== DATA PROVIDED ==
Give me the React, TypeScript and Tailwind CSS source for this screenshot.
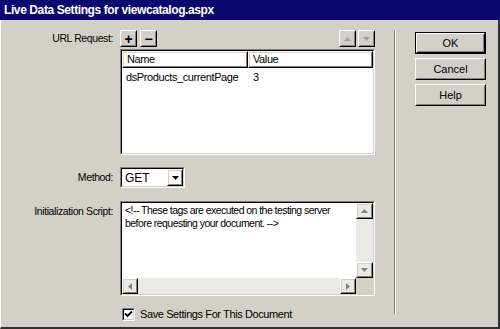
* * *
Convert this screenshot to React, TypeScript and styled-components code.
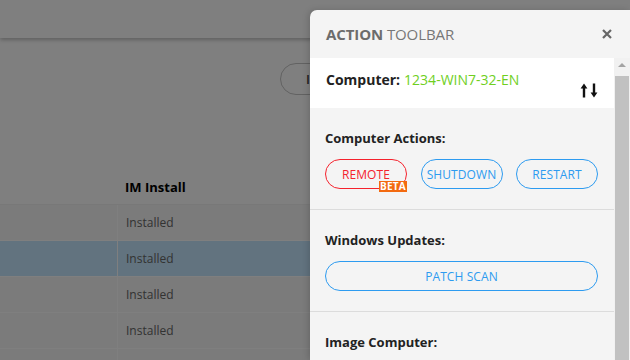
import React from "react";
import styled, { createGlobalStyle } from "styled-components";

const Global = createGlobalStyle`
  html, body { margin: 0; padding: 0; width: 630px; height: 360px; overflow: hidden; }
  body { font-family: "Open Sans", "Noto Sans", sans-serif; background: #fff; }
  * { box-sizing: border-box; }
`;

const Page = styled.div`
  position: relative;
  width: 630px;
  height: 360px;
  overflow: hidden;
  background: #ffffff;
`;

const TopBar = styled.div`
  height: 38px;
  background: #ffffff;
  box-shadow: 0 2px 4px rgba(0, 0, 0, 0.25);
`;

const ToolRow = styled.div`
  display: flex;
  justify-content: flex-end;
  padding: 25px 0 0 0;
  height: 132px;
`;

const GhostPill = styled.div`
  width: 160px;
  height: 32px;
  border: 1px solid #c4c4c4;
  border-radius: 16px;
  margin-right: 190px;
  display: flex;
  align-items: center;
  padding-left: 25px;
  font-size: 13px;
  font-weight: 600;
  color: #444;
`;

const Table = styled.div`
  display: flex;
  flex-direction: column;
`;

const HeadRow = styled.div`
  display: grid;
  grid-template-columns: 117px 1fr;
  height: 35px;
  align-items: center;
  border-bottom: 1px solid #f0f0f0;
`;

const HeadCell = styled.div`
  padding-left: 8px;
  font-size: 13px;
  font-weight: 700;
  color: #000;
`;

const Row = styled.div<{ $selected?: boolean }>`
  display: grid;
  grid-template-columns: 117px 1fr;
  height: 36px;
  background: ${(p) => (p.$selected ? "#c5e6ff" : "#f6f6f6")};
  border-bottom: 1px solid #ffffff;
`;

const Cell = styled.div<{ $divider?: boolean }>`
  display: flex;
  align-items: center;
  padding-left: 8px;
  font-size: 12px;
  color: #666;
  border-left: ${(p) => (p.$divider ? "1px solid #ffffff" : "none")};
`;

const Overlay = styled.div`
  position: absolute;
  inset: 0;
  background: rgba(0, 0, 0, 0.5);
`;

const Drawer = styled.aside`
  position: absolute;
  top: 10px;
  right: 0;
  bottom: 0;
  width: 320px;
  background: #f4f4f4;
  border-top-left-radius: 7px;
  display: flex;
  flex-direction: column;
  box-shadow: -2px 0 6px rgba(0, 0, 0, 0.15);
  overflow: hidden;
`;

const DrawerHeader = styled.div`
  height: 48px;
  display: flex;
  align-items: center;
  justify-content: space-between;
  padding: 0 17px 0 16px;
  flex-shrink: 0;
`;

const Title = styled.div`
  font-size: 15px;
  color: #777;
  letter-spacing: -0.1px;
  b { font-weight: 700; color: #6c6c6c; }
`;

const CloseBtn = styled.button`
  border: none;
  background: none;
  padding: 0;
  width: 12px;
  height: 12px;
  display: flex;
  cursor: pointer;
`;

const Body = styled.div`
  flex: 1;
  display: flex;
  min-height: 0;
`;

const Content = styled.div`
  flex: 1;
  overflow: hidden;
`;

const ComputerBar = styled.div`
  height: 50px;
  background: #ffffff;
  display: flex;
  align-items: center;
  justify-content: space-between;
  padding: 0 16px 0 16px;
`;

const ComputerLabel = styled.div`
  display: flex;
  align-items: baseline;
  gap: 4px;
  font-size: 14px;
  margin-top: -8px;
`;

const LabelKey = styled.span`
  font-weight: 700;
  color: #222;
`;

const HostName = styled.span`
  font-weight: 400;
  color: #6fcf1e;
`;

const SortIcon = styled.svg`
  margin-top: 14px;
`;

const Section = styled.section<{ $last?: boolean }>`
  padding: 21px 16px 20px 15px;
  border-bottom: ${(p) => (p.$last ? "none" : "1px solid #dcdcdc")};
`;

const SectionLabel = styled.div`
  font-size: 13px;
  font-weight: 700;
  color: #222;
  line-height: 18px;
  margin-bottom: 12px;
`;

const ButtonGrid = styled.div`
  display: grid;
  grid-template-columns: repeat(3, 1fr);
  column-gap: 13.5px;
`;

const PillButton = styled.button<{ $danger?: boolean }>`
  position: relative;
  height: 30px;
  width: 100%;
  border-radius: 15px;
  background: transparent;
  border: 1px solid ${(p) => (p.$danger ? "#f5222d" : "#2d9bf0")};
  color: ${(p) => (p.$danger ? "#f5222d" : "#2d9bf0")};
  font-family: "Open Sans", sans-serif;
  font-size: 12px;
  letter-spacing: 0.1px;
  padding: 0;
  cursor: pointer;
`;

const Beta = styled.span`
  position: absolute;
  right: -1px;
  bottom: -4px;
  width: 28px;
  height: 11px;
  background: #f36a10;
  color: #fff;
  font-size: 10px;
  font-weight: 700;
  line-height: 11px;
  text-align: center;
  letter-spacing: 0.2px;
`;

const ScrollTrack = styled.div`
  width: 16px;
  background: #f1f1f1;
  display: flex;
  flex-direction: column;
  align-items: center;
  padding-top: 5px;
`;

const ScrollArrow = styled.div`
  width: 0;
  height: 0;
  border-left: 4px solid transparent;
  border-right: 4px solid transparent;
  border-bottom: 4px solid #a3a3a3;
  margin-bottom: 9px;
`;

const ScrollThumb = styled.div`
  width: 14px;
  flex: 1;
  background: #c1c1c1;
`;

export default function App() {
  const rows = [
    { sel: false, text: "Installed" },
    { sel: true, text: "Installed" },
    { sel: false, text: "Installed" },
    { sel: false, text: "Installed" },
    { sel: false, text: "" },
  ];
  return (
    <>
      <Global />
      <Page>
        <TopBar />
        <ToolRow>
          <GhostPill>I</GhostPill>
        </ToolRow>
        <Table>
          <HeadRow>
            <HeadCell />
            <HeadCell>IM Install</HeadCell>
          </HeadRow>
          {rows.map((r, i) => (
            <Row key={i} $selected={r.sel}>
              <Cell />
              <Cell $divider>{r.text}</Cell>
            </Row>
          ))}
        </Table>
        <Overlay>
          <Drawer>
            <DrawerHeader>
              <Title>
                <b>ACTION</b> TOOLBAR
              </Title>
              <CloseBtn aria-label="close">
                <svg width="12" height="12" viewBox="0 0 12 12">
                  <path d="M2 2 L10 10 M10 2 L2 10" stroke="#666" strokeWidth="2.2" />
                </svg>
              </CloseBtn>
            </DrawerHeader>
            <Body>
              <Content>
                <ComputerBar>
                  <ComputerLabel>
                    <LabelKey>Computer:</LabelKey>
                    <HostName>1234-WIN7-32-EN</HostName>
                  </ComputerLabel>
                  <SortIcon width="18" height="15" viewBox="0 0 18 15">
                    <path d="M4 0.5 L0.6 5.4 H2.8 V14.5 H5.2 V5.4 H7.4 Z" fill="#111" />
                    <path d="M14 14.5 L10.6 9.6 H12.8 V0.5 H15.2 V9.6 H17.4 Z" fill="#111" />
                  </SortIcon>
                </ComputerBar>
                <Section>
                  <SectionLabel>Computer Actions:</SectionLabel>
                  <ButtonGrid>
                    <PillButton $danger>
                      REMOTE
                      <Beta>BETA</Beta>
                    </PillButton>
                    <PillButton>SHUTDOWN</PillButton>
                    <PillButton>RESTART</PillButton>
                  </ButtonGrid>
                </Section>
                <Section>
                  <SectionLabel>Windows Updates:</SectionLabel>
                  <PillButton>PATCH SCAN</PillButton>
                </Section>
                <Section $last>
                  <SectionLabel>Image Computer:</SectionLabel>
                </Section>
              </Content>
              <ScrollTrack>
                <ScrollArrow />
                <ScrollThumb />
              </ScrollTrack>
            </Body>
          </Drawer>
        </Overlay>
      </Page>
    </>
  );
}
==
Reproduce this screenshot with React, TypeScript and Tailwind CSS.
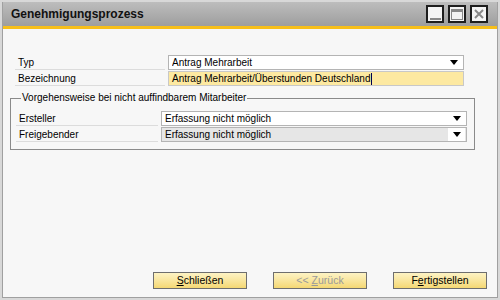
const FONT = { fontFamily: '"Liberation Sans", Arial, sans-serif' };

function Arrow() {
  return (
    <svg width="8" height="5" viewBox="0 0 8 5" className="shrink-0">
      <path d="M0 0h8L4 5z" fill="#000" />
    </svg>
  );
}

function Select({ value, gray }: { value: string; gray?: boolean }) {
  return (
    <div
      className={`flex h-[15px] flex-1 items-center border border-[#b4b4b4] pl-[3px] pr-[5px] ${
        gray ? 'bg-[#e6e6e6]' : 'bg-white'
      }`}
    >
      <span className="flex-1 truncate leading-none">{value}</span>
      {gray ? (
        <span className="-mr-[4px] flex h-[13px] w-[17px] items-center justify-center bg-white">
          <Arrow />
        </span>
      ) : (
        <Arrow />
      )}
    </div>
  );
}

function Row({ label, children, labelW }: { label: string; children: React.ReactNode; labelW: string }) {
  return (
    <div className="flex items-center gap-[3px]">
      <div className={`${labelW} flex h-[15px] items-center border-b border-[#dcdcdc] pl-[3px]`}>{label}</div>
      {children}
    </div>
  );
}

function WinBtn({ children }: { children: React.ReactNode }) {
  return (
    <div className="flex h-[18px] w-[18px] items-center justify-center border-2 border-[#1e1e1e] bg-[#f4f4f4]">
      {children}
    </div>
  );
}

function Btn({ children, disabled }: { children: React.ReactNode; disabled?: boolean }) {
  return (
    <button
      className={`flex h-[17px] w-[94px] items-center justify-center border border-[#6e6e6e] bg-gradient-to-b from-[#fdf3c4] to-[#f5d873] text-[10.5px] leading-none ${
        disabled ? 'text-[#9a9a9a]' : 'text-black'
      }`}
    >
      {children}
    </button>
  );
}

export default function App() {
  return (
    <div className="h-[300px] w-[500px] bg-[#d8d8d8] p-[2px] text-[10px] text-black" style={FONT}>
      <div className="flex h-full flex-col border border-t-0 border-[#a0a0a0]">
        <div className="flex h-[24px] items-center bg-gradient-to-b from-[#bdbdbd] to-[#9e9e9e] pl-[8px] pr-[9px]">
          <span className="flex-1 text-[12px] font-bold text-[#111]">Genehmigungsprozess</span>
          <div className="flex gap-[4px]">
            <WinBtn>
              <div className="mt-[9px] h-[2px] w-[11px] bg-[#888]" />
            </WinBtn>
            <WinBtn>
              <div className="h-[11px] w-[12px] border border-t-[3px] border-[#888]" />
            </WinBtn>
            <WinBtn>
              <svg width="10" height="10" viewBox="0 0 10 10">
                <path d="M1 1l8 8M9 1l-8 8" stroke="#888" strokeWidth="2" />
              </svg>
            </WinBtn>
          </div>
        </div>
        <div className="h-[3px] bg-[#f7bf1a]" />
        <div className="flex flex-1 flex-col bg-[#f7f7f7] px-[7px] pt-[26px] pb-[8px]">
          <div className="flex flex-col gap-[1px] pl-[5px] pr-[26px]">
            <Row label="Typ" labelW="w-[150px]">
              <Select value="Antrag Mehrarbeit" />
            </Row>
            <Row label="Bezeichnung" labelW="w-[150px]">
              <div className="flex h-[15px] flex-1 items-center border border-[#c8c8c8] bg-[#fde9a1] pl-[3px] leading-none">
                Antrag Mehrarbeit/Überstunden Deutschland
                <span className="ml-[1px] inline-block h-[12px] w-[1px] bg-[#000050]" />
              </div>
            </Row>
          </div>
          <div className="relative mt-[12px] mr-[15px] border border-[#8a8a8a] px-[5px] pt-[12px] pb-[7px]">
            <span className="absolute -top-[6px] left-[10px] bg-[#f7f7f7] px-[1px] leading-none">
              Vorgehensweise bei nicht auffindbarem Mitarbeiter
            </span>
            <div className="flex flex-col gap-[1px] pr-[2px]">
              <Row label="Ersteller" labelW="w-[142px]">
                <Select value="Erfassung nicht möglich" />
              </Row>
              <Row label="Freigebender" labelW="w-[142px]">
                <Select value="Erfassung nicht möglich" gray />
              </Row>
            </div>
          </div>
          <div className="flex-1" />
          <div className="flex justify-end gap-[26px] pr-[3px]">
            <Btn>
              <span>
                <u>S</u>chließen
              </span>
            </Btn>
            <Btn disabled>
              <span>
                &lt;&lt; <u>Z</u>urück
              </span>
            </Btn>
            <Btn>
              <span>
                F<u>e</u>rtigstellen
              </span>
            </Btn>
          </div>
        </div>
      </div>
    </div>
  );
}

== GOAL ==
Read through the lines above and collect those that contain the string "React".

== EXERCISE OUTPUT ==
Give me the React, TypeScript and Tailwind CSS source for this screenshot.
Convert this screenshot to React, TypeScript and styled-components code.
import React from "react";
Reproduce this screenshot with React, TypeScript and Tailwind CSS.
function Row({ label, children, labelW }: { label: string; children: React.ReactNode; labelW: string }) {
function WinBtn({ children }: { children: React.ReactNode }) {
function Btn({ children, disabled }: { children: React.ReactNode; disabled?: boolean }) {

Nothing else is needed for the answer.